▸ TASK TO COMPLETE
Read the listing below and copy out every line that holds "page".

▸ DATA FOR PROCESSING

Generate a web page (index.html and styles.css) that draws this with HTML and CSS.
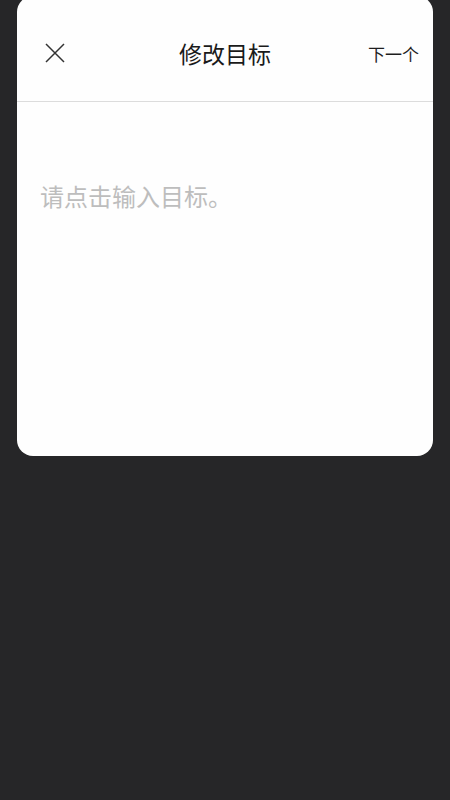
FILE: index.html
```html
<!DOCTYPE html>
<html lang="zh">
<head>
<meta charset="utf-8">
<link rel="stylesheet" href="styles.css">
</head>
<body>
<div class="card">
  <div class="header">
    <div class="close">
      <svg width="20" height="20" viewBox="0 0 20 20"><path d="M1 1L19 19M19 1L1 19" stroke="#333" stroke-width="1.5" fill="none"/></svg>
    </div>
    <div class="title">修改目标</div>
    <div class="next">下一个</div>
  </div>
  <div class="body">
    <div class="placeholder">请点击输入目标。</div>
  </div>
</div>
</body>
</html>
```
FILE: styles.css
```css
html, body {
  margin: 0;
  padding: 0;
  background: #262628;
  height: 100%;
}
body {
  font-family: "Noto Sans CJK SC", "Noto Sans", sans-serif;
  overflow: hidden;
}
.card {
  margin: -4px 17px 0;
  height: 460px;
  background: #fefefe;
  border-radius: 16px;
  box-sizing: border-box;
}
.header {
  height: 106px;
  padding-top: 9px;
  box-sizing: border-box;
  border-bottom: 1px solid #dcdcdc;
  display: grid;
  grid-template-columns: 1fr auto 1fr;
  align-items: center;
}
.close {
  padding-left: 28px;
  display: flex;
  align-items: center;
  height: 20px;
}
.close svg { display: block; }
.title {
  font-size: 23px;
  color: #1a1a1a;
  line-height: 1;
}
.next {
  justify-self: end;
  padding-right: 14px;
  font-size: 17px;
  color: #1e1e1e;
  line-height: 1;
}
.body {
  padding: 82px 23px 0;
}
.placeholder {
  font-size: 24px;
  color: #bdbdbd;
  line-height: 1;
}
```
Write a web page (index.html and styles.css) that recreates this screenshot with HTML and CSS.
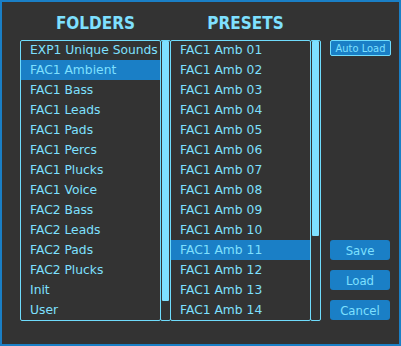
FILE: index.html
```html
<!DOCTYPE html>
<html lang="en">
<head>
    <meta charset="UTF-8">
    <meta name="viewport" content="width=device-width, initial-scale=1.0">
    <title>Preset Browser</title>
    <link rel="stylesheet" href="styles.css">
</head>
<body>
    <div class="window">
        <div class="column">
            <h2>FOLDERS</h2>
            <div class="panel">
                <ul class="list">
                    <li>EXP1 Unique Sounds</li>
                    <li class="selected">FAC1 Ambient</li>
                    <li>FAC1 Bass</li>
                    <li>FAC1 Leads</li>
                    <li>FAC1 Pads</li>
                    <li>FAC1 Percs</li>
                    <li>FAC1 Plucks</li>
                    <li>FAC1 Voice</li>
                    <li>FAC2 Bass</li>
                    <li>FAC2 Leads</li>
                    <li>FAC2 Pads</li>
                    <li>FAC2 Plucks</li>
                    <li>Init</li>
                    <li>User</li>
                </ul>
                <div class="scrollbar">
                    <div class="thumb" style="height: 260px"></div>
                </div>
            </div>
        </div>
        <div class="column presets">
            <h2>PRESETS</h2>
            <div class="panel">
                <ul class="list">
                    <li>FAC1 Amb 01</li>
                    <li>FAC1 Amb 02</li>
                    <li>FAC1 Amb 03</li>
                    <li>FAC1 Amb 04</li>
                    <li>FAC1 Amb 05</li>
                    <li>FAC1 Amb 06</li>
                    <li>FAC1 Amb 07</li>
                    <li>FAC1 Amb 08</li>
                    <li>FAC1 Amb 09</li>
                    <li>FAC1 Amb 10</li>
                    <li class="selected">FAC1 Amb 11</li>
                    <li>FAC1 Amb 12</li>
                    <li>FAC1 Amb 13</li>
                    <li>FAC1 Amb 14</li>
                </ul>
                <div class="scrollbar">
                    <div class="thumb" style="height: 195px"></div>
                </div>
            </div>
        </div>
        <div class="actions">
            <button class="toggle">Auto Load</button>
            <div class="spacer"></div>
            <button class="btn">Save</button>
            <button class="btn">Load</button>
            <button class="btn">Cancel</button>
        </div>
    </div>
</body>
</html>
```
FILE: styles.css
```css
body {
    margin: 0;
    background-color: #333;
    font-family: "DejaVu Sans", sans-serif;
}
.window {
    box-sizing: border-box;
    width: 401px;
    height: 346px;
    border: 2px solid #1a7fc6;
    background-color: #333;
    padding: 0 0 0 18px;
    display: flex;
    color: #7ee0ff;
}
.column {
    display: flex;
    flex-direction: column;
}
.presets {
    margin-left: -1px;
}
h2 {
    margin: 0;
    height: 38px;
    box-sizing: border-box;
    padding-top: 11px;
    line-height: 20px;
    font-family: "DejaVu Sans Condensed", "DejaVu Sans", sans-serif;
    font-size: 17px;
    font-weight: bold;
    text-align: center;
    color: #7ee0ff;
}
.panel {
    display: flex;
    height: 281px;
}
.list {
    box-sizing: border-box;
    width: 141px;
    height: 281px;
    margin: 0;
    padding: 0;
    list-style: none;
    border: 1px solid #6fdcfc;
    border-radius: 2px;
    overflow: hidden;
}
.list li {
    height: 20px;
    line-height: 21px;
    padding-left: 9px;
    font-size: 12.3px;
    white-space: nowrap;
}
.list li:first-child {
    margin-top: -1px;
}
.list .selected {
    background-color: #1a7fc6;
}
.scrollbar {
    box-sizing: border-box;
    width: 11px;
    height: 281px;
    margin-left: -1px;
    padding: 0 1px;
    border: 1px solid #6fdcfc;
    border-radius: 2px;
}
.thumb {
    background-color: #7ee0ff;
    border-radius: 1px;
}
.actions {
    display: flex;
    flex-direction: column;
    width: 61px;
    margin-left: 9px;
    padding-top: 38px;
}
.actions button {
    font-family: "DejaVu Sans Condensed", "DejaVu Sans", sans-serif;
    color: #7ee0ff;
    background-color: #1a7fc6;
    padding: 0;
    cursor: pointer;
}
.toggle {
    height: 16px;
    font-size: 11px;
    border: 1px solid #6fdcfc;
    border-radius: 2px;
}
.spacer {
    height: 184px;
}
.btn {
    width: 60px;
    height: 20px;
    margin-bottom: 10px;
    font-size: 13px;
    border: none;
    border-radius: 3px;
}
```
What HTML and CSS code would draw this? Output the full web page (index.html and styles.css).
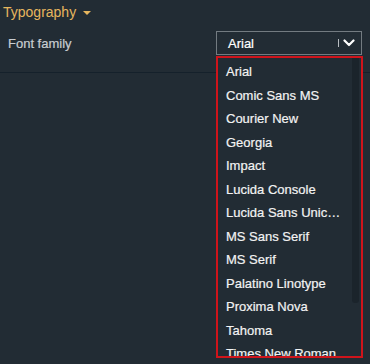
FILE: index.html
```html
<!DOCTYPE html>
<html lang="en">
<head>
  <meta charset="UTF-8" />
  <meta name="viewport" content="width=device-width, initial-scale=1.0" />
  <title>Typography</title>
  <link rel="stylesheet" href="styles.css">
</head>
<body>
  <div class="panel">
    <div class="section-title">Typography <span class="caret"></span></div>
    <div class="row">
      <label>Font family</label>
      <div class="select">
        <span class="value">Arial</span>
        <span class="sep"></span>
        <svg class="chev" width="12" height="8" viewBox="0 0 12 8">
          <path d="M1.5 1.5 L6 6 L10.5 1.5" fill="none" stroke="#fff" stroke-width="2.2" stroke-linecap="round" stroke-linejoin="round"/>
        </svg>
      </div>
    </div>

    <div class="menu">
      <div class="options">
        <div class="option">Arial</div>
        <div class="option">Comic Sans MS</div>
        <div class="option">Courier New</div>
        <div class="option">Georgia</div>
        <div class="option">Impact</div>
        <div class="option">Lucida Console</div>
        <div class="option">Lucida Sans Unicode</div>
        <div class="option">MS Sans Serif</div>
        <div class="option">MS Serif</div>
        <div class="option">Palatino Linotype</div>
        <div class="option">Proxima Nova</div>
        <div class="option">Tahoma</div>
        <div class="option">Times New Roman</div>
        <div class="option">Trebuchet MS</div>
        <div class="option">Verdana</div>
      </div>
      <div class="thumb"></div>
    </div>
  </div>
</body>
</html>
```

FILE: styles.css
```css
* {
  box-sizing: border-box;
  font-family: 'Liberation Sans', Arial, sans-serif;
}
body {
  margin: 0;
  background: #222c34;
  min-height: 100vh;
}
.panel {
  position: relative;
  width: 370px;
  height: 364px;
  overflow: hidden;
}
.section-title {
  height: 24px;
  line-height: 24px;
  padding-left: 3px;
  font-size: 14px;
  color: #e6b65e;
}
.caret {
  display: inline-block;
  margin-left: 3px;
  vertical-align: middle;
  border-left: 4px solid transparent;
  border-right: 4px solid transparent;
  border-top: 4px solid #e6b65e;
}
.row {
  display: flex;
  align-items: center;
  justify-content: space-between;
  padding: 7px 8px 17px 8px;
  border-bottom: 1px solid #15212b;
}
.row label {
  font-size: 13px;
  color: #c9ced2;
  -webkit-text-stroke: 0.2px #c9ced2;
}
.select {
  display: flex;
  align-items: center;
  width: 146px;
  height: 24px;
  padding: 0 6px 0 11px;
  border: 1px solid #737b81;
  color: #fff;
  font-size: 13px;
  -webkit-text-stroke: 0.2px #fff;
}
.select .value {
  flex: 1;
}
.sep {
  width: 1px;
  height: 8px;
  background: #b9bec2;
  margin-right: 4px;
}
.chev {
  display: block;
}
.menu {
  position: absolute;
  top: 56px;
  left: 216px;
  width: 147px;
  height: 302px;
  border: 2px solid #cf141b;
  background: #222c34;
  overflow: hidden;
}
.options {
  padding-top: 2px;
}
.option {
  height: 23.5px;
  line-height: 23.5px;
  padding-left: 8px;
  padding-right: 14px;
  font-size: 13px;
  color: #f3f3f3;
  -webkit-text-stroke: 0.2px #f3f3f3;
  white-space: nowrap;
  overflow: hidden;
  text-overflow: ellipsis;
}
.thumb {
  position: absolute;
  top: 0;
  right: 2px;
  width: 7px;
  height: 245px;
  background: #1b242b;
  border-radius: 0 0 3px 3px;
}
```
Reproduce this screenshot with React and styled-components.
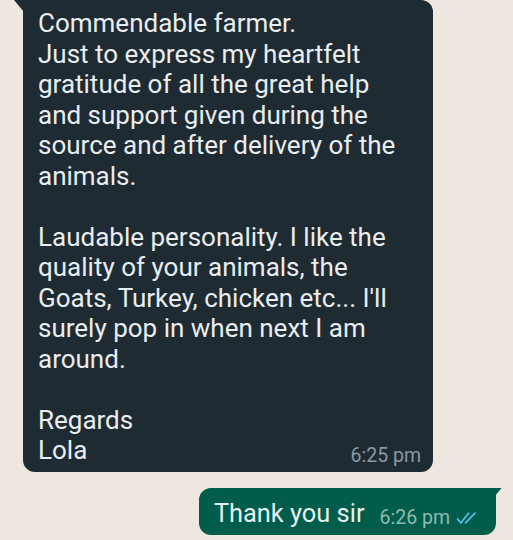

▸ FINAL RESULT
Generate a web page (index.html and styles.css) that draws this with HTML and CSS.
Write a web page (index.html and styles.css) that recreates this screenshot with HTML and CSS.
What HTML and CSS code would draw this? Output the full web page (index.html and styles.css).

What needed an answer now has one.